A veces la presencia de algún rasgo spielberguiano puede sonar un poco suelta. Por ejemplo, la película empieza en el entierro de la madre de Joe, muerta en un accidente en una empresa metalúrgica. En E.T. la ausencia del padre va a tener resonancias en la carencia afectiva de Elliott que ayudarán a explicar su envolvimiento emotivo con el extraterrestre (y crear una duplicidad con la idea de un amigo imaginario). Acá, en principio, parecería que la pérdida de la madre de Joe, además de ser un guiño a Spielberg, es un mero chantaje afectivo para enfocar nuestras simpatías en el personaje.
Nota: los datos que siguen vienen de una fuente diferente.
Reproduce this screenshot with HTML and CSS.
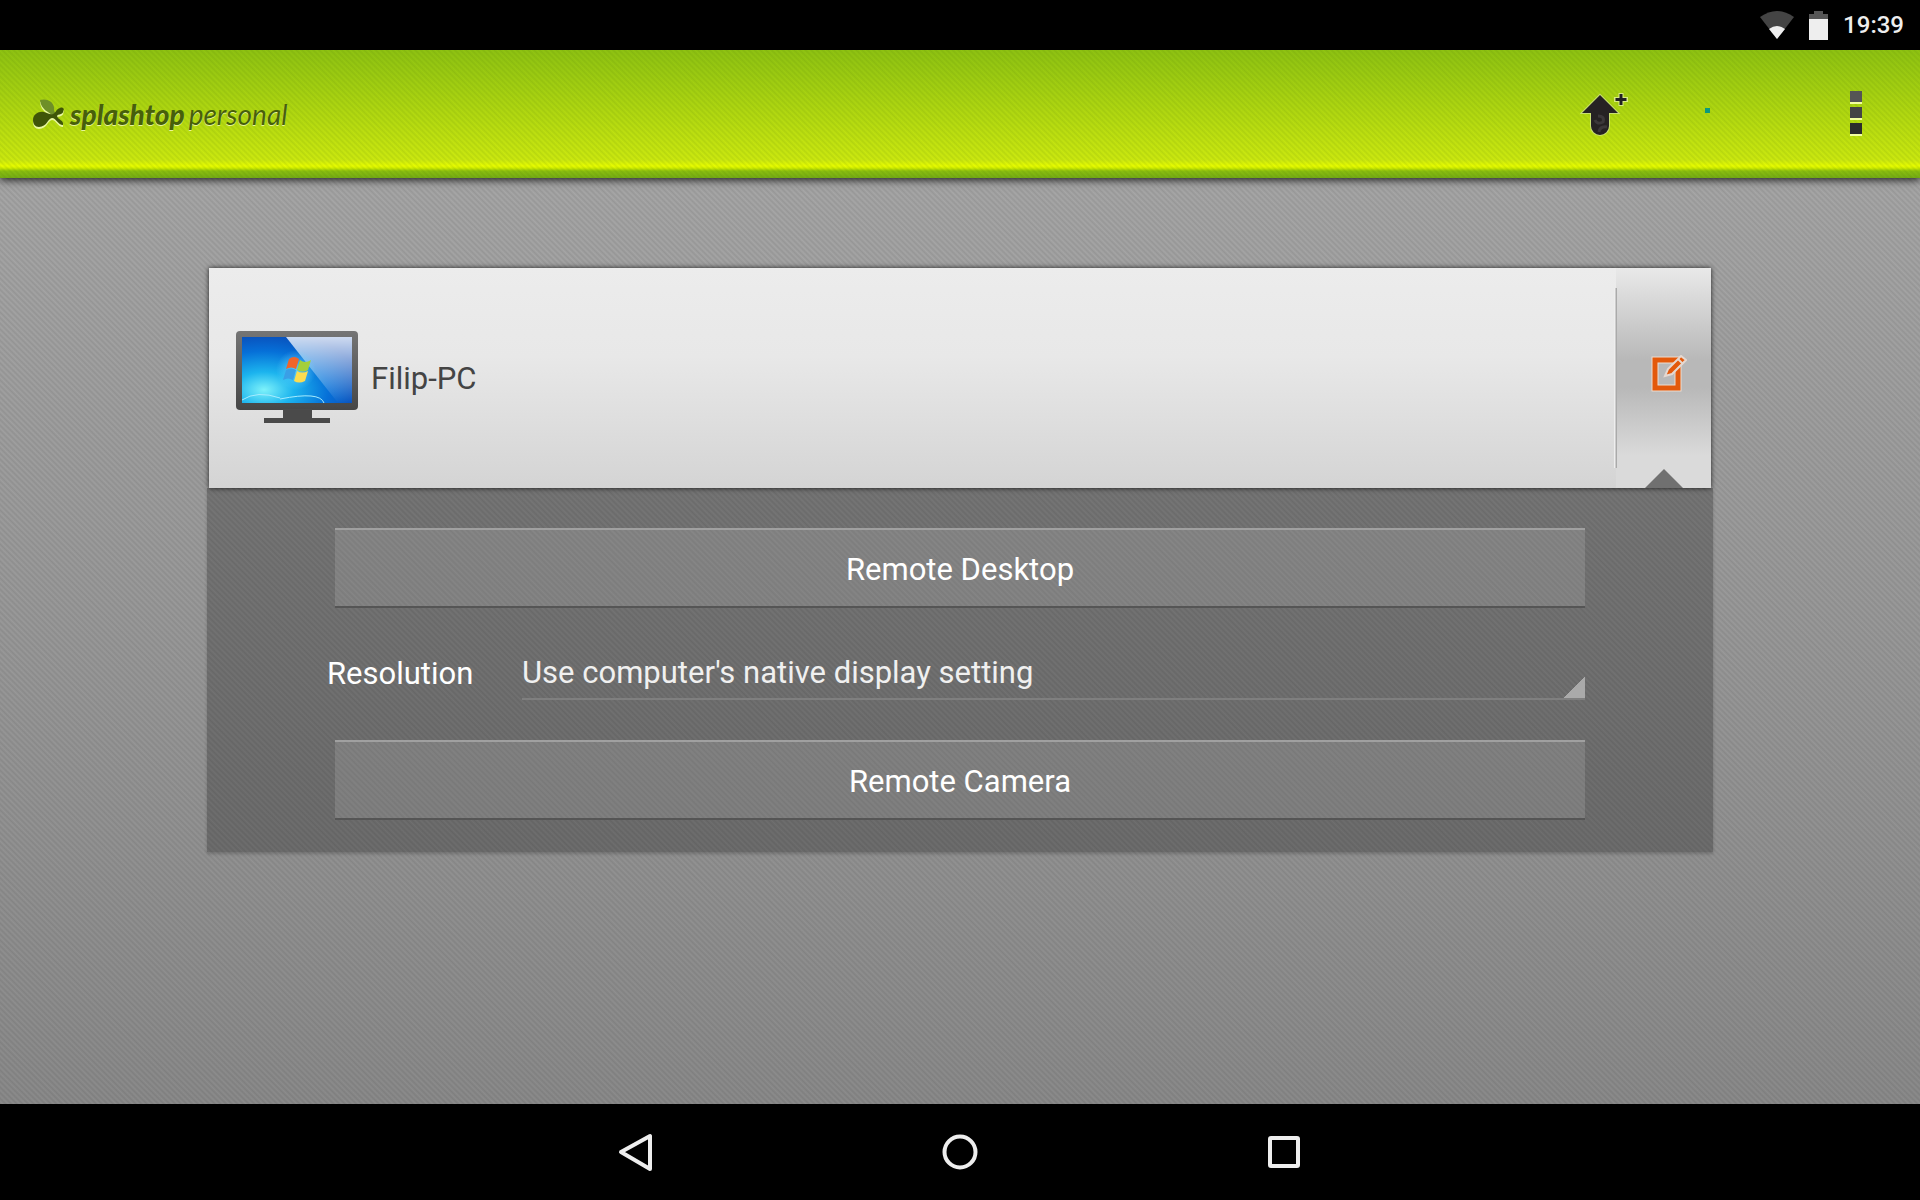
FILE: index.html
```html
<!DOCTYPE html>
<html lang="en">
<head>
    <meta charset="UTF-8">
    <meta name="viewport" content="width=device-width, initial-scale=1.0">
    <title>Splashtop Personal</title>
    <link rel="stylesheet" href="styles.css">
</head>
<body>
    <div class="status-bar">
        <svg class="wifi" width="34" height="28" viewBox="0 0 34 28">
            <path d="M0 6 Q17 -6 34 6 L17 28 Z" fill="#444"/>
            <path d="M9 18 Q17 12 25 18 L17 28 Z" fill="#eee"/>
        </svg>
        <svg class="battery" width="19" height="29" viewBox="0 0 19 29">
            <path d="M0 3 H5 V0 H14 V3 H19 V8 H0 Z" fill="#555"/>
            <path d="M0 8 H19 V29 H0 Z" fill="#eee"/>
        </svg>
        <span class="clock">19:39</span>
    </div>

    <header class="header">
        <div class="logo">
            <svg width="34" height="32" viewBox="0 0 34 32">
                <defs>
                    <path id="leaf" d="M8 2 C14 0 21 3 22 9 C22 12 22 14 24 15 L20 17 C17 14 9 12 8 2 Z"/>
                    <path id="drops" d="M1 22 C1 16 7 13 12 14 C16 15 18 17 21 16 C24 15 24 11 28 10 C30 9 31 10 32 11 C31 12 32 15 29 16 C27 17 26 16 25 18 C26 22 32 22 31 27 C26 27 24 20 20 20 C16 20 15 29 7 29 C3 29 1 26 1 22 Z"/>
                </defs>
                <g transform="translate(0 2)" fill="#eaf8a0">
                    <use href="#leaf"/>
                    <use href="#drops"/>
                </g>
                <use href="#leaf" fill="#6e8f28"/>
                <use href="#drops" fill="#3f5508"/>
            </svg>
            <span class="logo-bold">splashtop</span>
            <span class="logo-light">personal</span>
        </div>
        <div class="actions">
            <button class="action" aria-label="Upgrade">
                <svg width="48" height="44" viewBox="0 0 48 44">
                    <path d="M20 3 L38 21 H29 V34 A9 9 0 0 1 11 34 V21 H2 Z" fill="#262223" stroke="#c9e070" stroke-width="2" paint-order="stroke"/>
                    <path d="M18 24 Q25 24 23 30 Q17 33 15 28 M19 40 Q20 34 27 35" fill="none" stroke="#3c383a" stroke-width="3"/>
                    <path d="M41 1 V14 M34 7.500 H48" stroke="#d8ec80" stroke-width="5"/>
                    <path d="M41 2 V13 M35.500 7.500 H46.500" stroke="#222" stroke-width="3"/>
                </svg>
            </button>
            <span class="progress"></span>
            <button class="action" aria-label="More options">
                <svg width="12" height="48" viewBox="0 0 12 48">
                    <path d="M0 2 H12 V14 H0 Z M0 18 H12 V30 H0 Z M0 34 H12 V46 H0 Z" fill="#f3ffa0"/>
                    <path d="M0 1 H12 V12 H0 Z" fill="#555"/>
                    <path d="M0 17 H12 V28 H0 Z" fill="#444"/>
                    <path d="M0 33 H12 V44 H0 Z" fill="#2c2c2c"/>
                </svg>
            </button>
        </div>
    </header>

    <main class="main">
        <section class="computer">
            <div class="card">
                <svg class="monitor" width="124" height="96" viewBox="0 0 124 96">
                    <defs>
                        <linearGradient id="frame" x1="0" y1="0" x2="0" y2="1">
                            <stop offset="0" stop-color="#757575"/>
                            <stop offset="1" stop-color="#464646"/>
                        </linearGradient>
                        <radialGradient id="sky" cx="0.2" cy="0.8" r="0.9">
                            <stop offset="0" stop-color="#7df2fa"/>
                            <stop offset="0.300" stop-color="#1cb4ee"/>
                            <stop offset="0.650" stop-color="#0670d8"/>
                            <stop offset="1" stop-color="#0a48b4"/>
                        </radialGradient>
                        <linearGradient id="shine" x1="0" y1="0" x2="0" y2="1">
                            <stop offset="0" stop-color="#fff" stop-opacity="0.800"/>
                            <stop offset="1" stop-color="#fff" stop-opacity="0"/>
                        </linearGradient>
                        <radialGradient id="glow">
                            <stop offset="0" stop-color="#6fd8ff" stop-opacity="0.800"/>
                            <stop offset="1" stop-color="#6fd8ff" stop-opacity="0"/>
                        </radialGradient>
                    </defs>
                    <rect x="1" y="1" width="122" height="79" rx="4" fill="url(#frame)"/>
                    <path d="M48 79 H77 V88 H95 V93 H29 V88 H48 Z" fill="#4a4a4a"/>
                    <rect x="7" y="7" width="110" height="66" fill="url(#sky)"/>
                    <path d="M7 70 Q22 60 45 68 M45 69 Q85 61 89 73" fill="none" stroke="#a5ecff" stroke-width="1"/>
                    <path d="M51 7 H117 V73 H103 Z" fill="url(#shine)"/>
                    <circle cx="61" cy="40" r="20" fill="url(#glow)"/>
                    <path d="M54 29 Q59 25 64 29 L61 39 Q56 36 51 39 Z" fill="#f0642a"/>
                    <path d="M65 30 Q70 34 76 30 L73 40 Q68 43 62 40 Z" fill="#a3cf3c"/>
                    <path d="M51 40 Q56 37 61 40 L58 50 Q53 47 48 50 Z" fill="#3a9fe6"/>
                    <path d="M62 41 Q67 44 73 41 L70 51 Q64 54 59 51 Z" fill="#fbdc50"/>
                </svg>
                <h1 class="name">Filip-PC</h1>
                <button class="edit" aria-label="Edit computer">
                    <svg width="36" height="38" viewBox="0 0 36 38">
                        <rect x="4" y="5" width="23" height="28" fill="none" stroke="#ecdccf" stroke-width="7"/>
                        <rect x="4" y="5" width="23" height="28" fill="none" stroke="#e3590b" stroke-width="5"/>
                        <path d="M14 21 L17 14 L30 1 L35 5 L21 19 Z" fill="#e3590b" stroke="#e6d8d0" stroke-width="2"/>
                        <path d="M27 4 L32 9" stroke="#e6d8d0" stroke-width="2"/>
                    </svg>
                </button>
            </div>
            <div class="panel">
                <button class="remote">Remote Desktop</button>
                <div class="resolution">
                    <label for="resolution">Resolution</label>
                    <select id="resolution">
                        <option>Use computer's native display setting</option>
                    </select>
                </div>
                <button class="remote">Remote Camera</button>
            </div>
        </section>
    </main>

    <nav class="nav-bar">
        <button class="nav-button" aria-label="Back">
            <svg width="40" height="40" viewBox="0 0 40 40"><path d="M5 20 L34 4 V37 Z"/></svg>
        </button>
        <button class="nav-button" aria-label="Home">
            <svg width="40" height="40" viewBox="0 0 40 40"><circle cx="20" cy="20" r="15.500"/></svg>
        </button>
        <button class="nav-button" aria-label="Recent apps">
            <svg width="40" height="40" viewBox="0 0 40 40"><rect x="6" y="6" width="28" height="28" rx="1"/></svg>
        </button>
    </nav>
</body>
</html>
```

FILE: styles.css
```css
* {
    box-sizing: border-box;
}

body {
    margin: 0;
    min-height: 100vh;
    display: flex;
    flex-direction: column;
    background: #000;
    font-family: Roboto, sans-serif;
    font-size: 31px;
}

button {
    padding: 0;
    border: none;
    background: none;
    font: inherit;
    color: inherit;
    cursor: pointer;
}

svg {
    display: block;
}

.status-bar {
    height: 50px;
    padding: 0 16px;
    display: flex;
    align-items: center;
    justify-content: flex-end;
    color: #eee;
}

.battery {
    margin: 0 15px;
}

.clock {
    font-size: 24px;
    font-weight: 500;
}

.header {
    position: relative;
    height: 128px;
    padding: 0 58px 0 32px;
    display: flex;
    align-items: center;
    justify-content: space-between;
    background:
        repeating-linear-gradient(45deg, rgba(60, 100, 0, 0.12), transparent 2px, rgba(60, 100, 0, 0.12) 4px),
        linear-gradient(#8fc312, #cdea10 110px, #eaff00 116px, #d4f000 118px, #8cc010 121px, #74ac14);
    box-shadow: 0 2px 8px rgba(0, 0, 0, 0.8);
}

.logo {
    display: flex;
    align-items: center;
    color: #47600a;
    font-family: Lato, sans-serif;
    font-size: 28px;
    font-style: italic;
    line-height: 32px;
    text-shadow: 0 1px 0 #e8f59a;
}

.logo-bold {
    margin: 0 4px;
    font-weight: 900;
}

.logo-light {
    font-weight: 400;
}

.actions {
    display: flex;
    align-items: center;
}

.progress {
    width: 5px;
    height: 5px;
    margin: 0 140px 8px 77px;
    background: #0c9a7c;
}

.main {
    flex: 1;
    padding: 90px 207px;
    background:
        repeating-linear-gradient(45deg, rgba(0, 0, 0, 0.09), transparent 2px, rgba(0, 0, 0, 0.09) 4px),
        linear-gradient(#a7a7a7, #8b8b8b);
}

.card {
    position: relative;
    height: 220px;
    margin: 0 2px;
    padding-left: 26px;
    display: flex;
    align-items: center;
    background: linear-gradient(#ececec, #e8e8e8 40%, #d4d4d4);
    box-shadow: 0 0 5px rgba(0, 0, 0, 0.8);
}

.name {
    flex: 1;
    margin: 0 12px;
    color: #444;
    font-size: 31px;
    font-weight: 400;
}

.edit {
    align-self: stretch;
    width: 95px;
    padding: 0 0 8px 10px;
    display: flex;
    align-items: center;
    justify-content: center;
    background: linear-gradient(#e9e9e9, #b8b8b8 42%, #b8b8b8 54%, #dadada 85%);
}

/* divider between the name and the edit button */
.edit::before {
    content: '';
    position: absolute;
    top: 20px;
    right: 94px;
    width: 3px;
    height: 180px;
    background: linear-gradient(90deg, #fff, #999);
}

/* notch pointing at the open panel */
.edit::after {
    content: '';
    position: absolute;
    right: 28px;
    bottom: 0;
    width: 38px;
    height: 19px;
    background: #707070;
    clip-path: polygon(50% 0, 100% 100%, 0 100%);
}

.panel {
    padding: 40px 128px 32px;
    background: rgba(0, 0, 0, 0.25);
    color: #fff;
    box-shadow: 0 2px 3px rgba(0, 0, 0, 0.2);
}

.remote {
    display: block;
    width: 100%;
    height: 80px;
    padding-top: 2px;
    background: rgba(255, 255, 255, 0.13);
    border-top: 2px solid #a0a0a0;
    border-bottom: 2px solid #555;
}

.resolution {
    height: 132px;
    margin-left: -8px;
    padding-bottom: 2px;
    display: flex;
    align-items: center;
}

.resolution label {
    width: 195px;
}

.resolution select {
    flex: 1;
    height: 54px;
    padding: 0;
    appearance: none;
    border: none;
    border-bottom: 2px solid #7f7f7f;
    background: linear-gradient(135deg, transparent 50%, #aaa 50%) right bottom / 24px 24px no-repeat;
    background-origin: border-box;
    color: #f0f0f0;
    font: inherit;
}

.nav-bar {
    height: 96px;
    display: flex;
    align-items: center;
    justify-content: center;
    gap: 284px;
}

.nav-button svg {
    fill: none;
    stroke: #eee;
    stroke-width: 4;
    stroke-linejoin: round;
}
```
Pero si observamos bien, la narración se las arregla para “usar” ese elemento anecdótico de varias maneras: sin duda efectúa el chantaje afectivo favorable a Joe, pero además presenta la cabeza algo morbosa de sus compañeros (por algo son aficionados a los zombis). Uno de los comentarios de éstos (se pregunta qué puede haber dentro del cajón de una persona que murió aplastada bajo una pieza metálica de varias toneladas) nos deja una fuerte impresión que va a estar resonando cuando, algunas escenas más adelante, tenemos el desastre con el tren y los protagonistas huyen desesperados entre fragmentos de metal pesado proyectados con toda la potencia por el choque y las explosiones subsiguientes (tremenda escena de catástrofe y, por esa vía, otra alusión más al cine setentista). Habrá otras escenas en que se proyectan grandes objetos metálicos proporcionando peligros similares. Además, la pérdida de la madre va a pautar dificultades y tensiones en el vínculo de Joe con su padre, el policía de la ciudad, para quien, como suele ocurrir, la motivación moral de restablecer el orden se va a combinar con la motivación personal de salvar a su hijo. La muerte de la madre también involucra al padre de Allie y la enemistad de éste con el padre de Joe, generando una situación tipo Romeo y Julieta y otra línea de acción que va a depender de la reconciliación de los dos adultos.

Entre los conflictos que dominaban aquellos tiempos, la narración claramente asume algunas opciones favorables al costado pos-jipi de los 70 (se obvia el nihilismo punk) y opuestas al ascenso derechista de los 80. El ensimismamiento del walkman se muestra como ridículo, negativo, y es sancionado. La señora que de todo les hecha la culpa a los soviéticos está en un error. La Fuerza Aérea (o las fuerzas armadas en general) no sólo contiene elementos perversamente belicosos y retrógrados, sino que actúa directa y orgánicamente como un grupo criminal, en contradicción frontal con la honestidad, la ética y la democracia. En su tratamiento del otro, la Fuerza Aérea no hace cualquier esfuerzo de comprensión y empatía, y opta por el enfrentamiento, la opresión e incluso la tortura. El mal que resulta de ahí se explica sobre todo como respuesta a esa actitud beligerante y arrogante, y la comunidad pagará un precio alto por ello. La película adopta la actitud de buscar un contacto con el otro, e incluso justifica un boicot francamente “antipatriótico”, subversivo e ilegal a la actividad de los militares e induce a pensar que el afloje unilateral en la agresión es a la larga positivo, aun si la otra parte llegó a hacer cosas realmente horribles (y se da a entender que sí las hizo, en la secuencia de la cueva, aunque no se insiste demasiado en ello y nada queda totalmente explícito).

La realización es de un nivel excepcional. Y aun en el marco del homenaje a Spielberg, hay mucho ingenio propio de Abrams. El estilo visual está unificado por la presencia muy frecuente de rayos de luz horizontales azulados contra la oscuridad nocturna. Las películas institucionales en estilo de época, que simultáneamente aclaran la trama y generan más misterios, son reminiscentes de las películas de la Iniciativa Dharma en Lost. El concepto de la criatura tiene mucho en común con la de Cloverfield, producida por Abrams -ambos conceptos visuales son de Neville Page-. El costo relativamente modesto deriva exclusivamente de la ausencia de superestrellas y fue facilitado por la ambientación interior (que ayuda también a la textura del cine clase B). Pero los “valores de producción” (por echar mano de una frase recurrente de la película misma) son bastante altos, y el reparto es muy bueno, con destaque para una imponente Elle Fanning.